> _Exercise task_
Collect every line below that contains the word "this".

....

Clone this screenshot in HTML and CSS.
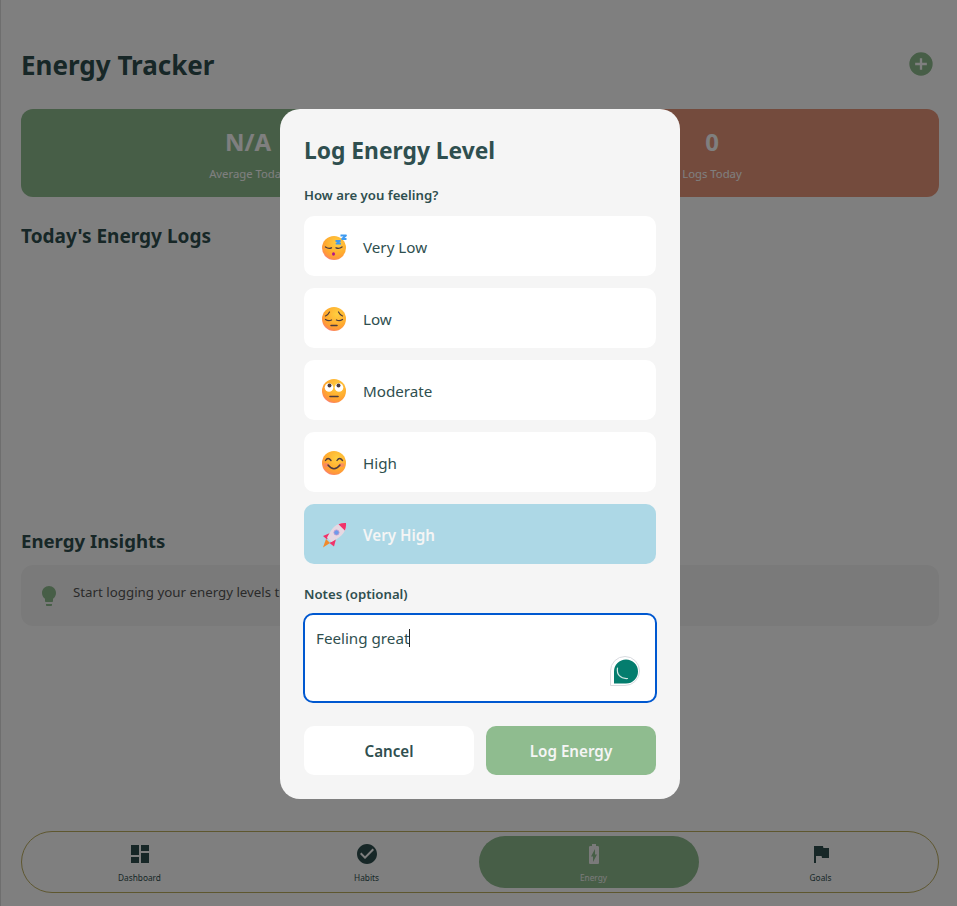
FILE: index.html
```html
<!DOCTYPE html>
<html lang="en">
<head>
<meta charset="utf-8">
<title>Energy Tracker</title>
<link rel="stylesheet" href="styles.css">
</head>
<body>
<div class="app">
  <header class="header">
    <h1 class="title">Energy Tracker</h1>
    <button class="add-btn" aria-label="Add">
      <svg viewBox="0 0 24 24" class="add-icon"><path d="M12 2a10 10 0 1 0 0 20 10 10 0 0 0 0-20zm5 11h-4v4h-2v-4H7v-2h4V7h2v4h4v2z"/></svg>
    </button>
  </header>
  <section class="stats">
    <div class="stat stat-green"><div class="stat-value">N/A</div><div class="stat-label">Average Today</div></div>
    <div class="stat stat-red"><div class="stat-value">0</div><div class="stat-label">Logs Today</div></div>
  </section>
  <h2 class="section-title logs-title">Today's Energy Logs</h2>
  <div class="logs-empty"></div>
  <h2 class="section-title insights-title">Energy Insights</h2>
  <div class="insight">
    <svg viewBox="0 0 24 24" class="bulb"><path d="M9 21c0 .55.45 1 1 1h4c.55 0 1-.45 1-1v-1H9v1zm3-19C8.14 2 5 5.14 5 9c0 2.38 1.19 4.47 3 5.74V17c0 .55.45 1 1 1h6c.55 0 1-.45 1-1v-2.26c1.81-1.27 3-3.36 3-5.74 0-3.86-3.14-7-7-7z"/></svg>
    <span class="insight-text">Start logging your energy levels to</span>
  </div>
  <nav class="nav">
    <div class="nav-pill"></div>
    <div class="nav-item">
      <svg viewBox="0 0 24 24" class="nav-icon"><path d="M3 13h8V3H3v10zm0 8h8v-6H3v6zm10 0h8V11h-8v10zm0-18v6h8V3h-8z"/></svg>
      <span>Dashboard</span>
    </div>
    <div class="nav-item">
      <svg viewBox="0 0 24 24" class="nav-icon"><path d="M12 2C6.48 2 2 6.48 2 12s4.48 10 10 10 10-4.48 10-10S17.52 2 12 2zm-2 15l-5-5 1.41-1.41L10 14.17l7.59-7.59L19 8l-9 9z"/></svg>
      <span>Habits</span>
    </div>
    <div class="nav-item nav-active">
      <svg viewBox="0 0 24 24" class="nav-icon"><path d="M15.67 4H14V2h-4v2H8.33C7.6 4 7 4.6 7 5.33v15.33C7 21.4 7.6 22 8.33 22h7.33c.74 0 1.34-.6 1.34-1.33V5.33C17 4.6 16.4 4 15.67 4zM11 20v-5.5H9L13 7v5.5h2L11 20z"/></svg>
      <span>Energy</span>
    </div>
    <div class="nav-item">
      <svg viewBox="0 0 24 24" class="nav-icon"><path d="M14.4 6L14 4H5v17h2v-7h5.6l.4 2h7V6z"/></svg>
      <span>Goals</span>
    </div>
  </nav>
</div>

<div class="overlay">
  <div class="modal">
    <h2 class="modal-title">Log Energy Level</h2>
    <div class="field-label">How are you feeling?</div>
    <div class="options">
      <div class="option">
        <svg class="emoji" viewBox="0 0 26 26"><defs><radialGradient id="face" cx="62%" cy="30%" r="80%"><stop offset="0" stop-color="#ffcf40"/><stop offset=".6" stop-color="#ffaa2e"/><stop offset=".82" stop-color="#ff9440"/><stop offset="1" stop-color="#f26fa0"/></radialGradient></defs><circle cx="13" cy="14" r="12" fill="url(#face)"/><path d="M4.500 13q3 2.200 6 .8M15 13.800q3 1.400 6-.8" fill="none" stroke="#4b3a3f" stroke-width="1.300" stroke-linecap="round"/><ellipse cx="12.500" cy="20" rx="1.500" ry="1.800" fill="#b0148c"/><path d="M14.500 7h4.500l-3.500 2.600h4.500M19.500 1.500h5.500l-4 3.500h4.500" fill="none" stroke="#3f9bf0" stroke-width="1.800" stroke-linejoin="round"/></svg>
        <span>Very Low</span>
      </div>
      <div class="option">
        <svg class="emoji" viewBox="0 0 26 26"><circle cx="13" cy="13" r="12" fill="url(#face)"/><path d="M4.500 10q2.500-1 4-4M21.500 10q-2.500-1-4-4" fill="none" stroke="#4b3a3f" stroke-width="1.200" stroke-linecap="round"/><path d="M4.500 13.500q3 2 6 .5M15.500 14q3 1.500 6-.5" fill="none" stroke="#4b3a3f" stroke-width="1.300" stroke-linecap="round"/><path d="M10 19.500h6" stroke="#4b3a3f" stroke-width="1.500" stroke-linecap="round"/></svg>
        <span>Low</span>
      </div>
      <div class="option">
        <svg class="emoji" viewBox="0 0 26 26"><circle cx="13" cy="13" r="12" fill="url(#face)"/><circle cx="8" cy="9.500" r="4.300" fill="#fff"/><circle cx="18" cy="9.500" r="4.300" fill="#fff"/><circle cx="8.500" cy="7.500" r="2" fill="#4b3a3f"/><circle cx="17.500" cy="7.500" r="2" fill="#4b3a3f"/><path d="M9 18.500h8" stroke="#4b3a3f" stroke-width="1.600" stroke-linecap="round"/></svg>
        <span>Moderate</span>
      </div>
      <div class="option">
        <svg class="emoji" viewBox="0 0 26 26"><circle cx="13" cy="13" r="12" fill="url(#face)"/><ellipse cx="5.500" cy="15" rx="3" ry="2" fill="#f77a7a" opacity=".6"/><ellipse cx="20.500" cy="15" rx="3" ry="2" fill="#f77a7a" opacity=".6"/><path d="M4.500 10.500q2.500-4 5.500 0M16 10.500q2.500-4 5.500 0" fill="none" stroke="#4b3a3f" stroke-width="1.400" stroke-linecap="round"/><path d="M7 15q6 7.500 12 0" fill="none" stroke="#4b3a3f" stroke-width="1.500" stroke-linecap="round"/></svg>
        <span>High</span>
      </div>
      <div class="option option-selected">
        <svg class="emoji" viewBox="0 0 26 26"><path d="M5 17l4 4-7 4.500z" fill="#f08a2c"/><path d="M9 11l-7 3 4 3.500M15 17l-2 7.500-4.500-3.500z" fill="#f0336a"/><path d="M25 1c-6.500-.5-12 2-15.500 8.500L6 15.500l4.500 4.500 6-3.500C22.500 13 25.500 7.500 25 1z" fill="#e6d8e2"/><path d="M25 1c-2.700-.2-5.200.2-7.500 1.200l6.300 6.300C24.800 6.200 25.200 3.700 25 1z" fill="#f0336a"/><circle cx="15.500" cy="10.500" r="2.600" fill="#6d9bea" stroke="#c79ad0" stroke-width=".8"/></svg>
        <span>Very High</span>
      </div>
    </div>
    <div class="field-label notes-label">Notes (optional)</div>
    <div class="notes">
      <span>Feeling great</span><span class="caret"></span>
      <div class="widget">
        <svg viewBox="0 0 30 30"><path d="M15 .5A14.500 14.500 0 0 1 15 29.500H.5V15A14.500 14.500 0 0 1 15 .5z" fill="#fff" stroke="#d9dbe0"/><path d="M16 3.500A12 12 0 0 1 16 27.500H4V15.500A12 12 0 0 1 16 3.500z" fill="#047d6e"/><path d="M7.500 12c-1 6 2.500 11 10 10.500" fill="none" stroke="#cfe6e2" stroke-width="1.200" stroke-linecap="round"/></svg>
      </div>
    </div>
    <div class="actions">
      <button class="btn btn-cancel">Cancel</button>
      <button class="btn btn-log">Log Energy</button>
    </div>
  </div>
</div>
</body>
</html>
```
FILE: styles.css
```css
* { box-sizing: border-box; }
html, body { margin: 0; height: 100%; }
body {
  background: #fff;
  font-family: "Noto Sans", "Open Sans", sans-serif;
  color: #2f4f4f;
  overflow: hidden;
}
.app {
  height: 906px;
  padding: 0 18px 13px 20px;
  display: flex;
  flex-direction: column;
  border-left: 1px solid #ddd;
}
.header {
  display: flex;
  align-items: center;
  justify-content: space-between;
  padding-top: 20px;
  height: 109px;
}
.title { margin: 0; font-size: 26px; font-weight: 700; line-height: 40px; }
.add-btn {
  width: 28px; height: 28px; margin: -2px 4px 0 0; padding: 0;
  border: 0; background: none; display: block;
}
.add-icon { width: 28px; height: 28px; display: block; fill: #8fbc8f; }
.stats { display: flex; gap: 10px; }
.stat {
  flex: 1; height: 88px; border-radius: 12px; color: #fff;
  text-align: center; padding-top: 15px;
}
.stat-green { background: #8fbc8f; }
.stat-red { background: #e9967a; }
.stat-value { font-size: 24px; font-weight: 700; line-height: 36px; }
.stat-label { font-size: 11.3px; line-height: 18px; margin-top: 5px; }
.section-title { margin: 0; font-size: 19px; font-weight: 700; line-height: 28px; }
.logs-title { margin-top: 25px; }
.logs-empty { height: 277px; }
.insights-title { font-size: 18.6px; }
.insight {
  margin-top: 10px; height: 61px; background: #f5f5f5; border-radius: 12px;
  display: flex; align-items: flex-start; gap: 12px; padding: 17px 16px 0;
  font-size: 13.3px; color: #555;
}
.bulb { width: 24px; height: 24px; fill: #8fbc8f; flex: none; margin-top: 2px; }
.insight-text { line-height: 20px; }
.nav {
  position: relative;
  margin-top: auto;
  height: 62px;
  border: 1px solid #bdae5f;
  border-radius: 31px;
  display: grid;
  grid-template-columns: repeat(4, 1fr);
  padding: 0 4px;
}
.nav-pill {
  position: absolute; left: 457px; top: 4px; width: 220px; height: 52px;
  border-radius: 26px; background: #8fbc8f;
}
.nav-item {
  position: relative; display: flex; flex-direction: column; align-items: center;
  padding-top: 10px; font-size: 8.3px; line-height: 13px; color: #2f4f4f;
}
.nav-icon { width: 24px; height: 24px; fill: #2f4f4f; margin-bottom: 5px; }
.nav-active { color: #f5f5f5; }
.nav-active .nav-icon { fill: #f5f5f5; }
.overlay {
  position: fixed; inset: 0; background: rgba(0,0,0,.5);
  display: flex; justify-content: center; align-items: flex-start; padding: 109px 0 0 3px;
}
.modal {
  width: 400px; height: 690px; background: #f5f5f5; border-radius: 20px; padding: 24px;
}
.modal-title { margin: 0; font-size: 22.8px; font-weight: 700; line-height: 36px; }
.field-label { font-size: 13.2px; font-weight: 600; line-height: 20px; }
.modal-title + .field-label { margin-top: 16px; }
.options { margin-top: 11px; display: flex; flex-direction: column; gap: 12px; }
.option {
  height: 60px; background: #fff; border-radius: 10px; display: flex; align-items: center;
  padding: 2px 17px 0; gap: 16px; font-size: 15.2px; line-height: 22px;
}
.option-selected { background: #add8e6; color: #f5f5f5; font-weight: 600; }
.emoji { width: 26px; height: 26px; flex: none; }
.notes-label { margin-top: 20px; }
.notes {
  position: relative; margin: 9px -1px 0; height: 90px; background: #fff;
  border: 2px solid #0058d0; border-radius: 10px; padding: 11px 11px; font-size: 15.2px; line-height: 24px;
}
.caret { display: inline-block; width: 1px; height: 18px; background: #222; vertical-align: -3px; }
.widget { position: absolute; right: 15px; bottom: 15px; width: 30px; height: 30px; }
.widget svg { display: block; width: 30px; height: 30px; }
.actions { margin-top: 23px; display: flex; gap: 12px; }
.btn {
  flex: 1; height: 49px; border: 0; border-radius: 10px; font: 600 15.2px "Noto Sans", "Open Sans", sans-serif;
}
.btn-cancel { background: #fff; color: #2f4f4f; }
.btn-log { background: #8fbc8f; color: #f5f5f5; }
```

....

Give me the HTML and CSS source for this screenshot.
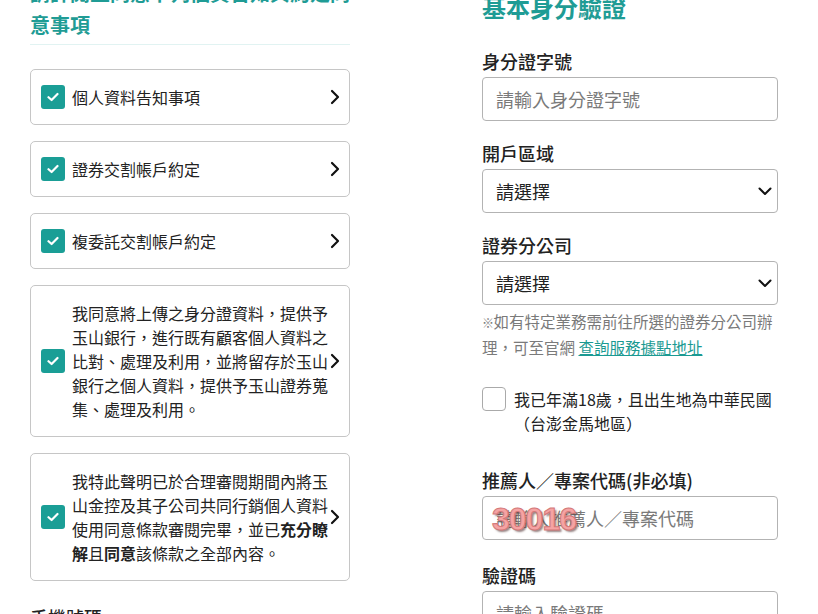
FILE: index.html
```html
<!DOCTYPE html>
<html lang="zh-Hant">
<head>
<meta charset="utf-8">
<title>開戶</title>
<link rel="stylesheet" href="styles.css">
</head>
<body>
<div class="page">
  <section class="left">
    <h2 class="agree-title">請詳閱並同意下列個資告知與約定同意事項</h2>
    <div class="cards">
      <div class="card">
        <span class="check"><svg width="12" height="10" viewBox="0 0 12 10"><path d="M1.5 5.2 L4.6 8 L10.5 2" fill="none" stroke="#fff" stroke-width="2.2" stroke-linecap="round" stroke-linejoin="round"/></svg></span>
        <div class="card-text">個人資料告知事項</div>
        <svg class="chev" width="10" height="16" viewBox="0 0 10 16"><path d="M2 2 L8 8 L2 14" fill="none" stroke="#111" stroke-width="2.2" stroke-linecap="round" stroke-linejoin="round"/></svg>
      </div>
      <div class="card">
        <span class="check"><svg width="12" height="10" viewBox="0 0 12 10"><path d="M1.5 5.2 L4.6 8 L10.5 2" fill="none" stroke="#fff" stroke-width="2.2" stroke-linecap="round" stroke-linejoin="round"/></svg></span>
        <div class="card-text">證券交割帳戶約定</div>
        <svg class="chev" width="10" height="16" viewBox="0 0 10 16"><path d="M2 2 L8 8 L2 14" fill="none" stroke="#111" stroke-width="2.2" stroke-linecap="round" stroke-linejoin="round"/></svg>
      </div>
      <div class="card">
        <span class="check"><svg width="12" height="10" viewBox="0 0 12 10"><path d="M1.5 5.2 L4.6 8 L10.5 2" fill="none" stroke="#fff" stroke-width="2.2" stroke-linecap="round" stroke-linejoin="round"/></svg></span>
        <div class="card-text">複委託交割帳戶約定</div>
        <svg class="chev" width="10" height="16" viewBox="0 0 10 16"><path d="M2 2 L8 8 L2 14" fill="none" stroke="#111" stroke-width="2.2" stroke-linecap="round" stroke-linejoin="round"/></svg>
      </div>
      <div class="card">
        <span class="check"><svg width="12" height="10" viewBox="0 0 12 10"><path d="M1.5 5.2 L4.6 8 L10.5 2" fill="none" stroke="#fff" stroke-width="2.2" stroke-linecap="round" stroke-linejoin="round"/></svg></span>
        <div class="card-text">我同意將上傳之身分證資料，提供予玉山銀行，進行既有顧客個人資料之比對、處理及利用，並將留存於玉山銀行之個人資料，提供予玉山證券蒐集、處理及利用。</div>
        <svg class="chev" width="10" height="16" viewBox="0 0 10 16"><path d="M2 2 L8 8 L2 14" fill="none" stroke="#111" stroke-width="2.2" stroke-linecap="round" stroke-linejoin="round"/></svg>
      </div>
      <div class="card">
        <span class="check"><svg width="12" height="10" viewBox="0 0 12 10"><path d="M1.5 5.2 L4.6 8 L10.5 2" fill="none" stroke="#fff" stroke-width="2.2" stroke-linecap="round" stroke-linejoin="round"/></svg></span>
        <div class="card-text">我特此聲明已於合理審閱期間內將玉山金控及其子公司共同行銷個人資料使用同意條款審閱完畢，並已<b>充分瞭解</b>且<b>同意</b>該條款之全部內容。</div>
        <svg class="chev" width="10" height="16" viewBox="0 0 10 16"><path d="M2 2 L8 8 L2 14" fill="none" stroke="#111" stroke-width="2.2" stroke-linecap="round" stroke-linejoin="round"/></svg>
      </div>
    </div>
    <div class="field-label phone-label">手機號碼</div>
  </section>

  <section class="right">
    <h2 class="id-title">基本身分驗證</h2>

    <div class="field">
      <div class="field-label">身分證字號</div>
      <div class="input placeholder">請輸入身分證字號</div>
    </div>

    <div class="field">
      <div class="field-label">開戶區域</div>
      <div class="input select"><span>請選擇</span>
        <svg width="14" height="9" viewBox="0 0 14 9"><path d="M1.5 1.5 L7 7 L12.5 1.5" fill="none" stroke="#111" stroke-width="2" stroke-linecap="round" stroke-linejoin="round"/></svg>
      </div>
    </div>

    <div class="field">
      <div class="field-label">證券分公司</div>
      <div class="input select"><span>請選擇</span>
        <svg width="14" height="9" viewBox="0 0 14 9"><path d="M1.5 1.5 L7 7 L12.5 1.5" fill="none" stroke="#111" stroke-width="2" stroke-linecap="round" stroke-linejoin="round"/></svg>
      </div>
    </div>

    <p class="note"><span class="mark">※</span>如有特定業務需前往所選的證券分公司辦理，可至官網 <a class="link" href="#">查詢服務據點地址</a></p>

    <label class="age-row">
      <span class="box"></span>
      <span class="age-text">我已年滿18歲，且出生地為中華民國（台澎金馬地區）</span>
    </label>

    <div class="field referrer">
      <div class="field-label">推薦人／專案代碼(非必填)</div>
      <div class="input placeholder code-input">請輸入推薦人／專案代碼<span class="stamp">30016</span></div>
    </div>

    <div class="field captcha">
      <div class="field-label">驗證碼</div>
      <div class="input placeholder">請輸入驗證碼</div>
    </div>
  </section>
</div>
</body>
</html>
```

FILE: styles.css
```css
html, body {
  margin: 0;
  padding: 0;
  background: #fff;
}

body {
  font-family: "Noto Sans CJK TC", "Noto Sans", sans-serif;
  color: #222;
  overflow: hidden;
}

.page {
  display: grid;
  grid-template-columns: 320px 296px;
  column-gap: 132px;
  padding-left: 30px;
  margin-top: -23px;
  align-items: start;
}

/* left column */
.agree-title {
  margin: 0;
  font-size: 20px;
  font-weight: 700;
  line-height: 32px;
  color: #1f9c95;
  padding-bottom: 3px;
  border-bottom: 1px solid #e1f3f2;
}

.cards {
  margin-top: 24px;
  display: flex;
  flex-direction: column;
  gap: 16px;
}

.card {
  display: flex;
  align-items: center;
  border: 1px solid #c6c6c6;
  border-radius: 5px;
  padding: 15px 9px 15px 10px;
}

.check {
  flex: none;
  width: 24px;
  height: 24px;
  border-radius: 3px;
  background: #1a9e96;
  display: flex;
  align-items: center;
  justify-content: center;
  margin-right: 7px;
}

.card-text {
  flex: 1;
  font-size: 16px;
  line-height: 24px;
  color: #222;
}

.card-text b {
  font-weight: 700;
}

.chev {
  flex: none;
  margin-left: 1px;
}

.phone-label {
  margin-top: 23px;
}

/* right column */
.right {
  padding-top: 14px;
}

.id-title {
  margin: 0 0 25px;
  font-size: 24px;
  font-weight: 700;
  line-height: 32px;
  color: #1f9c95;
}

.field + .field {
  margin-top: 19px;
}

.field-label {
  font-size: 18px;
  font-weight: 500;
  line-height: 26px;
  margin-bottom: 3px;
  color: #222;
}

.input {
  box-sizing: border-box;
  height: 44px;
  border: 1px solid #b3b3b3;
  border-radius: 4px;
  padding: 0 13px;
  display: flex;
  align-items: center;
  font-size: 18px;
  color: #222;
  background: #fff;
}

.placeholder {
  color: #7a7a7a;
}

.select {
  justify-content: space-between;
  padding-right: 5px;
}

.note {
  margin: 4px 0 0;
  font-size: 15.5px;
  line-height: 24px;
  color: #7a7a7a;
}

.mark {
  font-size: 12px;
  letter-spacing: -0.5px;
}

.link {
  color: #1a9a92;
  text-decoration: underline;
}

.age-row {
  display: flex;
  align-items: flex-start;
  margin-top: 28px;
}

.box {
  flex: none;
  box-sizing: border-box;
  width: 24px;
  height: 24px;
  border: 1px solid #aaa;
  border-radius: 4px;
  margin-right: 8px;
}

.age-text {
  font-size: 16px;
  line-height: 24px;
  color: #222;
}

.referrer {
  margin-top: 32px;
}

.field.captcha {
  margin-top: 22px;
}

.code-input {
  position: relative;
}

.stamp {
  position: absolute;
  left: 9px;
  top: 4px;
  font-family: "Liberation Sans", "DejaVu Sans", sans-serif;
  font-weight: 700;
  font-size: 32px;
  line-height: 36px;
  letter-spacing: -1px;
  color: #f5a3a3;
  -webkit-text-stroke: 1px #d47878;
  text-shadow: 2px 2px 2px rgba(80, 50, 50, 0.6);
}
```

....

> _Task result_
Clone this screenshot in HTML and CSS.
Give me the HTML and CSS source for this screenshot.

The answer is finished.